### Task goal
Every line that includes the word "components" is to be listed.

****

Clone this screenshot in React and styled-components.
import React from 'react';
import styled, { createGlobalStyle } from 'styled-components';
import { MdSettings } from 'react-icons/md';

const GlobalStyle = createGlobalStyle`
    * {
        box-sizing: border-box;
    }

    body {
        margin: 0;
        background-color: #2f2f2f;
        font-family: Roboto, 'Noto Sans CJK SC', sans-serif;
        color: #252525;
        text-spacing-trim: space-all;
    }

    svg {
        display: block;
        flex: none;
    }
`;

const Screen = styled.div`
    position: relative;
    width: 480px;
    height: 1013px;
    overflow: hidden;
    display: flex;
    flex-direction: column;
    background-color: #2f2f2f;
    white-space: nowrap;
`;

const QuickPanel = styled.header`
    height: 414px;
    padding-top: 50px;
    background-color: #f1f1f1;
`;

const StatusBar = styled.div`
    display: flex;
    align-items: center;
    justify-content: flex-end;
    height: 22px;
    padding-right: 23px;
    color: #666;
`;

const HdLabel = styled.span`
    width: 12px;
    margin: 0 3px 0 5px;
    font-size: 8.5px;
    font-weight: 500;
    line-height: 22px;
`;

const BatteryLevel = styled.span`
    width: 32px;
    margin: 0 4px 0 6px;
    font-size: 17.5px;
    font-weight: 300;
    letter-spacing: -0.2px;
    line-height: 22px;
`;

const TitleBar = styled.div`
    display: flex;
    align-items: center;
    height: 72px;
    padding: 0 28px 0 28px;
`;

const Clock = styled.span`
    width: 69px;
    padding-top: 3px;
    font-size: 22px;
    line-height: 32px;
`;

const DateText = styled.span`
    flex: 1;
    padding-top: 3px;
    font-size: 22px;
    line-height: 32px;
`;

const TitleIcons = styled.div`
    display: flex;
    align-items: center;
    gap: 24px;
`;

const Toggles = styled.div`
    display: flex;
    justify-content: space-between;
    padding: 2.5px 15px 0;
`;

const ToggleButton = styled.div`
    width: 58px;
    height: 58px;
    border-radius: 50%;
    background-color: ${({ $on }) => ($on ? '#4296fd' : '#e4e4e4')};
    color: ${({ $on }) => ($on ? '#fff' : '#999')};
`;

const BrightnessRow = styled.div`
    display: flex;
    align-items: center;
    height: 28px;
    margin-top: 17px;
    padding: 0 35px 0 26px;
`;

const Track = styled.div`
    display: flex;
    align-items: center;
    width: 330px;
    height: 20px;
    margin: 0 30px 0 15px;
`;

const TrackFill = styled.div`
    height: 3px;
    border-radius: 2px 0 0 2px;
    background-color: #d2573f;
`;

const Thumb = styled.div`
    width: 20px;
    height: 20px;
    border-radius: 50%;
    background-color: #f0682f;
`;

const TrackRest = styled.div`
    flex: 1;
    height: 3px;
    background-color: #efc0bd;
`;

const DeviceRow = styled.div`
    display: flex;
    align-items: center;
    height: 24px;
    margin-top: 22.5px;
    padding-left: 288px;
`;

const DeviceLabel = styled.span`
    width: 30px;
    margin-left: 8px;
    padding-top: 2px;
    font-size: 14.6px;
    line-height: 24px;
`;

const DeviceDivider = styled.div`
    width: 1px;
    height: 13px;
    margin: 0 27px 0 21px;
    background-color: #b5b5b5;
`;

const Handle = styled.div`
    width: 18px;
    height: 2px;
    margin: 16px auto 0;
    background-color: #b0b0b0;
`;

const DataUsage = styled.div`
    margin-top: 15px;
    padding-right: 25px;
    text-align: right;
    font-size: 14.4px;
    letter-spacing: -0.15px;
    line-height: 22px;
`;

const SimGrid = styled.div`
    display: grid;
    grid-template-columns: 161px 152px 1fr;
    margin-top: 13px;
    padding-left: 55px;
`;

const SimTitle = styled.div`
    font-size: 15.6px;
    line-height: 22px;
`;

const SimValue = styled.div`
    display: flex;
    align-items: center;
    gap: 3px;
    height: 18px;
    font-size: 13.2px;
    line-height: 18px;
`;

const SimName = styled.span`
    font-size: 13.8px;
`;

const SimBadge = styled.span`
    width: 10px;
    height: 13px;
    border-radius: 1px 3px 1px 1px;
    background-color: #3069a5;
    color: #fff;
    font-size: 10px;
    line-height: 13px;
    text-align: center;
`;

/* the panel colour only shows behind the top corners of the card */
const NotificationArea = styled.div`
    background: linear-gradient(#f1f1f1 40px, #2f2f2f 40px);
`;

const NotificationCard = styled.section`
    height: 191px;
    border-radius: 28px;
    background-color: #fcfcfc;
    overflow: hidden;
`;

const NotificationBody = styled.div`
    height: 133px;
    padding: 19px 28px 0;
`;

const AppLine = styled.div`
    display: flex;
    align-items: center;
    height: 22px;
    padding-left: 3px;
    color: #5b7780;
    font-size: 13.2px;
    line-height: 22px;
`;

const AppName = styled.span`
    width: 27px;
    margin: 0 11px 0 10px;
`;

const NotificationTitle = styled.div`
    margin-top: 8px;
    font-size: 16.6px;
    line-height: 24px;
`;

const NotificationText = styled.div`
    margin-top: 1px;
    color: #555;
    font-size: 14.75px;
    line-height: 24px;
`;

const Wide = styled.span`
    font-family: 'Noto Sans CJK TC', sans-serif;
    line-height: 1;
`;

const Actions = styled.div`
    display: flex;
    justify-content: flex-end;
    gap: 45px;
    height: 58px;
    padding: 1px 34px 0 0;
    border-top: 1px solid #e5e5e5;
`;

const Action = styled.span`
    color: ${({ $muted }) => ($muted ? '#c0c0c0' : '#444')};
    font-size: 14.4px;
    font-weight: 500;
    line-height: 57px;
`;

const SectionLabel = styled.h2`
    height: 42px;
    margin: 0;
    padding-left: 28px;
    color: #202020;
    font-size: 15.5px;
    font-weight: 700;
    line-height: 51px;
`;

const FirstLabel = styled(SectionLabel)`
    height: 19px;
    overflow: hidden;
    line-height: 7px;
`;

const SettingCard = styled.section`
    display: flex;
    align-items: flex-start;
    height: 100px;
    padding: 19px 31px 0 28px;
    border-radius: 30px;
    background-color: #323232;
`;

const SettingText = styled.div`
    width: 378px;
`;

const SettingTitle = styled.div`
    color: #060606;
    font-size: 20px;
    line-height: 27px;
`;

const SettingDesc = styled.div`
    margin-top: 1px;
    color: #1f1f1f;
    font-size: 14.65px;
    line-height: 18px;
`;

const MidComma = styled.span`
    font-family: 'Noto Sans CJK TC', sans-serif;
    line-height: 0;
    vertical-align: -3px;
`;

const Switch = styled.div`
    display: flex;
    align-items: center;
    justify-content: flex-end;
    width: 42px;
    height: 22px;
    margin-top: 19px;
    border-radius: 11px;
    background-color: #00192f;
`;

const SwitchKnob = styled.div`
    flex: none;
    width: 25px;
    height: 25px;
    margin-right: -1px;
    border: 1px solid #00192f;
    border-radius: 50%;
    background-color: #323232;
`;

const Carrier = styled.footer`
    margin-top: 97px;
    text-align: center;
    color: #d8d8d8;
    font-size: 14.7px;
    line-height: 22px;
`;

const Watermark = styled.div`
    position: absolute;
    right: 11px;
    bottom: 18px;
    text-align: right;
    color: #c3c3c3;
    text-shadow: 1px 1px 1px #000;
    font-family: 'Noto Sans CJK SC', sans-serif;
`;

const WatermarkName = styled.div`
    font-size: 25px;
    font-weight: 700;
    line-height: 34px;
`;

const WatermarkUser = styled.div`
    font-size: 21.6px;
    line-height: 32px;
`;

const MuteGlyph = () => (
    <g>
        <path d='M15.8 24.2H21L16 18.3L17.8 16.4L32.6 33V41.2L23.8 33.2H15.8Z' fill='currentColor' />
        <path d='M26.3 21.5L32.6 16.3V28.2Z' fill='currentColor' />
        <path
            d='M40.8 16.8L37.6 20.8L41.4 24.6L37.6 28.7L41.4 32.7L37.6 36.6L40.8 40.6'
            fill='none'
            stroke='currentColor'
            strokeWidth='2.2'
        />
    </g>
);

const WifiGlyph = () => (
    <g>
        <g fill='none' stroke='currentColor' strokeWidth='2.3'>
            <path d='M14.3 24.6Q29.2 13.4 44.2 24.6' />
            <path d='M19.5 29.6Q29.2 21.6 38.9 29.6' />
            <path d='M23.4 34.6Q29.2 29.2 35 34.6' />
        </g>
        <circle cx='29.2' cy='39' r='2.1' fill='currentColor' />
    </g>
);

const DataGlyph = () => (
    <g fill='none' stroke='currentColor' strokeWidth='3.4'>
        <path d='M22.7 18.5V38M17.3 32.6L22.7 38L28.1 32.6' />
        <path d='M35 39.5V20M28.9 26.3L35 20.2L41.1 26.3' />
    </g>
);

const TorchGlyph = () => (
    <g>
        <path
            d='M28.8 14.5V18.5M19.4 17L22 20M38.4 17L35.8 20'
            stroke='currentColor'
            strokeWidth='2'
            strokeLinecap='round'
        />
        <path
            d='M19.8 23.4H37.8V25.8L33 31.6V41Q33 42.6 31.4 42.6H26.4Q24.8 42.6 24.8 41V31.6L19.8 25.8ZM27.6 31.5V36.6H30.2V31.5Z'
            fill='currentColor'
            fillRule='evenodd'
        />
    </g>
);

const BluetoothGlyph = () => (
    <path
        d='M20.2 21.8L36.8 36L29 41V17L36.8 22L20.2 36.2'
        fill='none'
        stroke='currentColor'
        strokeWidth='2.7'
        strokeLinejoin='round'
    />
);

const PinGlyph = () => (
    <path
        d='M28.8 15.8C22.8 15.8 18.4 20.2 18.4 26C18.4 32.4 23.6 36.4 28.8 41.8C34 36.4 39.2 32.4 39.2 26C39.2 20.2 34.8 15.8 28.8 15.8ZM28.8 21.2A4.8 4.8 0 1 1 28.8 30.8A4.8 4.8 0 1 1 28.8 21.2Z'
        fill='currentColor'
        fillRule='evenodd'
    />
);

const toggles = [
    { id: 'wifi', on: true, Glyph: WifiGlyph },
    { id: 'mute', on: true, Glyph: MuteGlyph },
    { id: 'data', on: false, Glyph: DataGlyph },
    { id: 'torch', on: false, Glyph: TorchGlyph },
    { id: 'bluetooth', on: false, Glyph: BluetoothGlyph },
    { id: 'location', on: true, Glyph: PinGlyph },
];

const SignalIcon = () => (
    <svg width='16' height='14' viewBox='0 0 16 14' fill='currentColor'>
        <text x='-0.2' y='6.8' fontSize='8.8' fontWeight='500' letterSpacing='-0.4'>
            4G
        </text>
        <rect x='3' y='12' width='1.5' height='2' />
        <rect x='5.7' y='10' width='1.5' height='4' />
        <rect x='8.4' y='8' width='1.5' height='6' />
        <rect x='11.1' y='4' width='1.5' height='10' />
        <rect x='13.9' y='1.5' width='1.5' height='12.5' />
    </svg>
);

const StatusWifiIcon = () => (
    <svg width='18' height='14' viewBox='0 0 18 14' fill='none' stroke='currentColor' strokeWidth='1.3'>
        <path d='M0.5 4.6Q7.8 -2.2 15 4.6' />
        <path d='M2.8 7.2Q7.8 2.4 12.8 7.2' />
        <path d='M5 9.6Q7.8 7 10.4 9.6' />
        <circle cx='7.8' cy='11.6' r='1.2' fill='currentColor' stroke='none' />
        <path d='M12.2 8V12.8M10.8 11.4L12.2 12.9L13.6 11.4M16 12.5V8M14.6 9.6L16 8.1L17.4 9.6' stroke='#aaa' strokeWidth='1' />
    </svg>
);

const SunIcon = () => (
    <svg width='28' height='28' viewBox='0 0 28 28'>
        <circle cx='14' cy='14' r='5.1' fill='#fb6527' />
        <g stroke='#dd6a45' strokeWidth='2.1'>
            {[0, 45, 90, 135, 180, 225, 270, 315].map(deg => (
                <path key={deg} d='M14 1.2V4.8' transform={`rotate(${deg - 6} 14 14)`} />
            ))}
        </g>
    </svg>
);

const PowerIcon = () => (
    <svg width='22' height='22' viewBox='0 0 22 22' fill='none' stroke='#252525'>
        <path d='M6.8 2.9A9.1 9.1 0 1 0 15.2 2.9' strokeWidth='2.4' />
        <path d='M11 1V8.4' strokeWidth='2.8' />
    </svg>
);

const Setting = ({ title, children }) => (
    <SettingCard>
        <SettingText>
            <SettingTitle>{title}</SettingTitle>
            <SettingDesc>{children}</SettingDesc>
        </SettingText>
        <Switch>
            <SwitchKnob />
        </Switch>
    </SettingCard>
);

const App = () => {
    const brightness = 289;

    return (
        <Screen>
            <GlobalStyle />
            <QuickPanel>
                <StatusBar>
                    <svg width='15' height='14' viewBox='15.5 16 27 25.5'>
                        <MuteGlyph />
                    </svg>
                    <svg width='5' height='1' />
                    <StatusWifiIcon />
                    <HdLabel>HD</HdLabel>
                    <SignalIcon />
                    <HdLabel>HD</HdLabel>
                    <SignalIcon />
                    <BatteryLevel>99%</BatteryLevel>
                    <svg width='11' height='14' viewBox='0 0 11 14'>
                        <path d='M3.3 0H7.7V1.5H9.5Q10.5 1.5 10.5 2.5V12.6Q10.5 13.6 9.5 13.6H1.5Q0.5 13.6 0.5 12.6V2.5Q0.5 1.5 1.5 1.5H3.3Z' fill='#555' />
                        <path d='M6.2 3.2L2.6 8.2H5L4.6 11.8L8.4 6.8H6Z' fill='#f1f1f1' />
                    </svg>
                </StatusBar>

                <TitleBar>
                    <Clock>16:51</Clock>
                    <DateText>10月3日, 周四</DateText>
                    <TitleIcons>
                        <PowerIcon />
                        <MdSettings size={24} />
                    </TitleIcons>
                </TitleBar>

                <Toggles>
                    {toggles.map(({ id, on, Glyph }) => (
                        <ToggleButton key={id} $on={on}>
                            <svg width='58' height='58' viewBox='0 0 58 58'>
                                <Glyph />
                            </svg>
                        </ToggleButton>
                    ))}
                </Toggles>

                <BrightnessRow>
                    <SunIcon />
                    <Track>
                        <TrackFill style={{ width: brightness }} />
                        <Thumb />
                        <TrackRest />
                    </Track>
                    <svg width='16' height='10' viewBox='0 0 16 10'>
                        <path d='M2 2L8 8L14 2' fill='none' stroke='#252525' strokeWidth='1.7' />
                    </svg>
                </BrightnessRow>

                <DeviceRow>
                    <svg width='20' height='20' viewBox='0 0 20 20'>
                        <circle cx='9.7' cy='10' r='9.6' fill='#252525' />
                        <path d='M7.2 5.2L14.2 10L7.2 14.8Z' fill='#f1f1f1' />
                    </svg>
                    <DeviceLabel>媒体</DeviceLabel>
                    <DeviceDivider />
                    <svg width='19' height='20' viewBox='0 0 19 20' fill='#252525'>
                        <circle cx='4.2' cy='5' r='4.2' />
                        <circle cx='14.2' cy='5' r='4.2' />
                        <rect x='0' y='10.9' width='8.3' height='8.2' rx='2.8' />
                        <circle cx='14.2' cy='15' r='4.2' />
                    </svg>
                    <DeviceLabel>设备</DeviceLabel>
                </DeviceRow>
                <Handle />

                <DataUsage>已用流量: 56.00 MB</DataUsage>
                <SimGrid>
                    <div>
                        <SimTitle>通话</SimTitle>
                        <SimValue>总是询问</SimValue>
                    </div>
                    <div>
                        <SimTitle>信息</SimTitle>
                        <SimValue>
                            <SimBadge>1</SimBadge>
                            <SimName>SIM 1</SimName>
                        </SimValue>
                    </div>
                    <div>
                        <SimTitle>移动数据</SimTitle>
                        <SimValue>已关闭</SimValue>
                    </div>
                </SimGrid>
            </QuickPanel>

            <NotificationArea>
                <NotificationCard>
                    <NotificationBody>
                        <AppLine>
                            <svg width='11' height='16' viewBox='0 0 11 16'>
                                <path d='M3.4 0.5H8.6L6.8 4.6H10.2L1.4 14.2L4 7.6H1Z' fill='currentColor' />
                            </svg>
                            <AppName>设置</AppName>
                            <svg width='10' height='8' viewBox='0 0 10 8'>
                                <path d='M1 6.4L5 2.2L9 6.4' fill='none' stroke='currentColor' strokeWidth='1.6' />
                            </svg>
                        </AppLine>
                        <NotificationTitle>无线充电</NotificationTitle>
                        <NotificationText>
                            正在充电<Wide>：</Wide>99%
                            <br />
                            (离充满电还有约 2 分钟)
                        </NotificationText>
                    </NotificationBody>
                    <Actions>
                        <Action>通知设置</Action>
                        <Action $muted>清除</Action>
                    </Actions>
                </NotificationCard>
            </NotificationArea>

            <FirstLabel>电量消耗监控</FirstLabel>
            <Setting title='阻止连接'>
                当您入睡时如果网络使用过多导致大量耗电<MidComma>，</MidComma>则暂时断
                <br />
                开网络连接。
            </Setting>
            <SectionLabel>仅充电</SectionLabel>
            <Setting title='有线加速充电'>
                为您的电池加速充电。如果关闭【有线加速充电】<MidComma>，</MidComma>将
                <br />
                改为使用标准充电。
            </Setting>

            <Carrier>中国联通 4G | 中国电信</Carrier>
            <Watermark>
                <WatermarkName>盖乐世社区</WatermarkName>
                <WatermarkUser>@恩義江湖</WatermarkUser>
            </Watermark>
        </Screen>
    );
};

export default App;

****

### Result of this task
Clone this screenshot in React and styled-components.
import styled, { createGlobalStyle } from 'styled-components';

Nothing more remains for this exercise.